In the post Keep the Khumbu Clean, posted on August 15th, I told about the Sagarmatha Next project, which includes a very original initiative to transfer to Kathmandu, free of charge, the non-organic waste of Khumbu.
A few days ago, the pilot test of this initiative has finished, and it seemed interesting to me to write a review on it.
The initiative CARRY ME BACK
The Sagarmatha National Park receives approximately 60,000 visitors each year which, together with their guides and porters and the approximately 10,000 inhabitants of the area, are estimated to generate every year some 250 tonnes of waste. 150 tons of these waste are non-organic and here there is not any treatment system.

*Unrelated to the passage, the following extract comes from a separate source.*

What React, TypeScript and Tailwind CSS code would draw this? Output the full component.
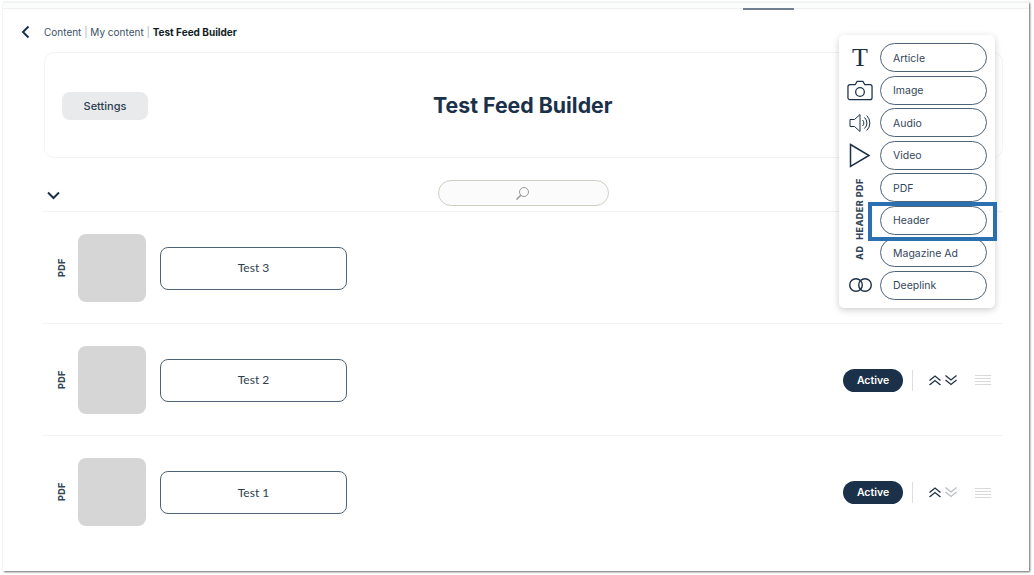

If most of the visitors, guides and inhabitants of Khumbu who go down to Lukla and Kathmandu would carry between ½ kg and 1 kg of these waste, it means that almost 50% could be carried to Kathmandu without any cost. This is the challenge of CARRY ME BACK.
The pilot test
From October 15th until November 30th, Sagarmatha Next (www.sagarmathanext.com) in collaboration with the Sagarmatha Pollution Control Committee (www.spcc.org.np) have developed a pilot test of this initiative.
Just at the exit of Namche, they set up a small station of packing and picking up of bags filled by pressed metallic and plastic waste, that people going down to Lukla could take away. A team of people and very understandable banners informed everybody on this initiative.
The answer, according to the organisers, the test exceeded their expectations from the beginning. They had prepared 1,000 bags, hermetic and easy to hang in the backpacks, thinking that they would be enough for the Namche – Lukla – Namche rotation as people were carrying them down. Soon, however, they realised that were not enough and this forced them to increase the frequency of the return trips of the bags from Lukla to Namche.
During the days the test lasted, more than 2,500 people trekked from Namche to Lukla and more than 5,000 bags of waste were taken, which means an average of just over two bags per person. The record is hold by a person who took 14!
Volunteers are arriving … … and they take a bag and register Some people carries a lot of bags
According to the manager of the Sagarmatha Next project, this confirms the good welcome of the CARRY ME BACK proposal and for the next season, in the spring 2020, they envisage definitive implementation, extending transportation to Kathmandu.
This initiative takes an important step in the direction of not increasing the ecological footprint of our tourist activity. A good example of how to make people aware of not leaving any waste where there is no treatment or recycling system.